The kid stories in the book are funny as well. Mr. Crowell’s neighborhood buddy is a kid named Dabbo Buck. Dabbo’s mom, Margie, chewed Day’s Work tobacco and had a sharp tongue where her son was concerned. Mad at Dabbo for hiding from her, she screams, “I’m gonna cut your balls off with your daddy’s straight razor.” This resulted in Dabbo staying under a parked car for three hours to avoid her wrath. There’s a great story about a neighborhood kid of German descent whose father spent visitation days throwing dirtclods at him and how the neighborhood “freedom fighters” decided to deal with the problem. The kid stories are reminiscent of Stephen King’s story, The Body, which was made into the great film, Stand By Me.
Mr. Crowell tells stories on himself, too. Among my favorites are his failed attempts to impress a crush named LaQuita Freeman. He drives his bike into a car while she watches. Shortly thereafter, Cauzette sends him to the store for a box of “supers” where he fumbles the box of tampons into LaQuita’s mom’s shopping cart. Later, he tells about his failed attempts at love in high school and college, capping this with a story of his visit to a female psychiatrist years later. The psychiatrist opines that Mr. Crowell always chased the inaccessible girl because of a reverse Oedipal complex. He then delivers the punchline at his own expense: “And, on top of that, [she told me that] as long as I continued showing up at her office trying to entice her into having sex with me, our sessions were useless.”
The book never lets you forget that the Crowells were almost always on hard times. Cauzette is unable to pay off the back-to-school layaway one year, leaving Rodney in last year’s school clothes. This led a particularly candid girl to tell him, “You’re kind of cute but everybody thinks you’re on free lunches.” And he was. The poorly constructed house in Jacinto City slowly falls apart (his parents will eventually abandon it and allow it to be foreclosed) and as it does, mosquitos had free rein and the rain came in freely. Mr. Crowell writes that “on a clear night, stars could be seen twinkling through the holes in the roof.” Cockroaches were an even bigger problem than the mosquitoes. Turning on the light in the kitchen “meant entering a dimension where every available inch of surface space was swarmed by their translucent, root-beer liquidity.”
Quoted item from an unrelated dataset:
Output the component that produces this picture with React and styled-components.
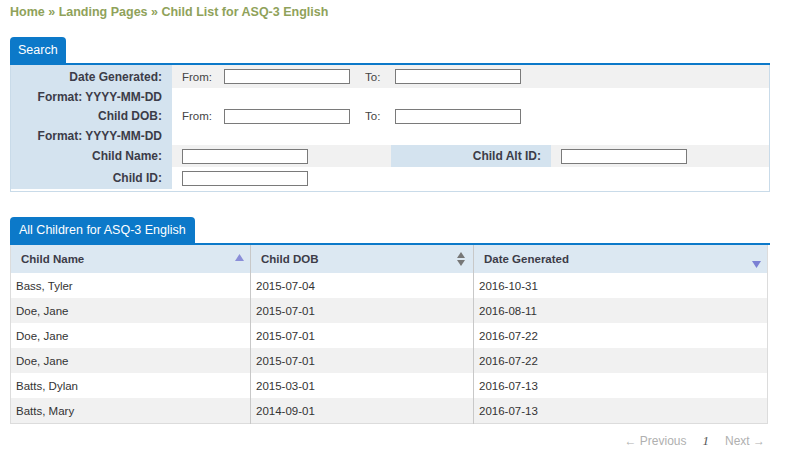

The writing in Chinaberry Sidewalks is vintage Rodney Crowell. He can turn a sentence on a dime and give you change. No words are wasted. I am reminded of the quote attributed to Pascal, “I did not have time to write you a short letter, so I sent you a long one.” Mr. Crowell had time, or took the time, to pull every sentence of this fine book into shape. This memoir compares nicely with those by his writing partner, Mary Karr, and the recent memoir by his former wife, Ms. Cash. It is mandatory reading for fans of Mr. Crowell and Americana music, great reading for anyone else.
Chinaberry Sidewalks is published by Alfred A. Knopf. Mr. Crowell is currently on the second half of a tour in support of the book. Details (and a nice interview by Mary Karr) are available on his website.